Definition (Likelihood function)

$$ L(\theta|x_1,...,x_n) = f(x_1|\theta) \times ... \times f(x_n|\theta) $$

Likelihood = joint probability / density function of $X_1,...,X_n$, but different viewpoint!

Likelihood → focus on parameters / prob or density → focus on R.V.s
Factorization Theorem

$U=U(X_1, ..., X_n)$ is a sufficient statistic for $\theta$ iff we can write the likelihood in the form as

$$ L(\theta)=g(u(x_1,...,x_n), \theta) h(x_1,...,x_n) $$

Definition

$U=U(X_1,...,X_n)$ is a minimal sufficient statistic (MSS) if

(a) $U$ is a sufficient statistic and

(b) $U$ compresses the data at least as much as any other SS: If $V$ is any other SS, $U$ is a function of $V$.
Theorem by Lehmann-Scheffé

$$ \frac{L(x_1,...,x_n|\theta)}{L(y_1,...,y_n|\theta)} \neq h(\theta) \iff g(x_1,...,x_n)=g(y_1,...,y_n) $$

The above ratio is free of unknown parameter $\theta$ iff $g(x_1,...,x_n)=g(y_1,...,y_n)$. If such a function $g$ can be found, then $g(X_1,...,X_n)$ is a minimal sufficient statistic for $\theta$.

Definition (Consistency)

$\hat\theta_n$ based on $X_1,...,X_n$ is consistent for $\theta$ if $\hat\theta_n \overset{p}{\to} \theta$ as $n\rightarrow\infin$ for all values of $\theta$.
Tool 1: WLLN

$$ \bar X = \frac{1}{n} \sum^n_i X_i \overset{p}{\to} \mu=E(X_i) $$
Tool 2: Theorems on Limiting distributions

Suppose $W_n \overset{p}{\to} a$ and $V_n \overset{p}{\to} b$.
- $c_nW_n+d_nW_n \overset{p}{\to} ca+db \text{ when } c_n \rightarrow c, d_n \rightarrow d$
- $W_nV_n \overset{p}{\to} ab$
- $W_n/V_n \overset{p}{\to} a/b \text{ if } b \neq0$
- $h(W_n) \overset{p}{\to} h(a)$ if $h$ is continuous at $a$
Tool 3:

If $\hat\theta_n$ is an UE of $\theta$ and $V(\hat\theta_n) \rightarrow 0$, $\hat\theta_n$ is consistent for $\theta$.

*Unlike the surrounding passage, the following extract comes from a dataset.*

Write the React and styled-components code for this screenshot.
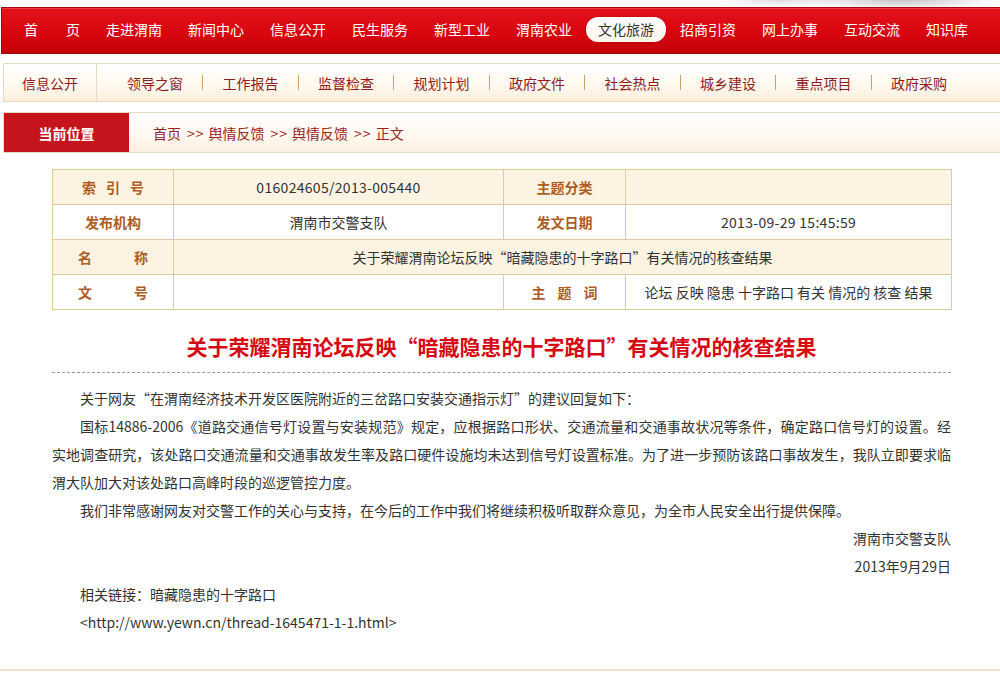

proof by Chevyshev inequality

Theorem (CLT)

$$ Z_n=\frac{\bar X_n-\mu}{\sigma/\sqrt n} \overset{D}{\to} N(0,1) $$

meaning that cdf of $Z_n$ converges to the cdf of $N(0,1)$

($\mu=E(X), \sigma=\sqrt{Var(X)}$)
Mapping Theorem

If $Y_n \overset{D}{\to} Y$, then $h(Y_n) \overset{D}{\to}h(Y)$ for any continuous function $h$.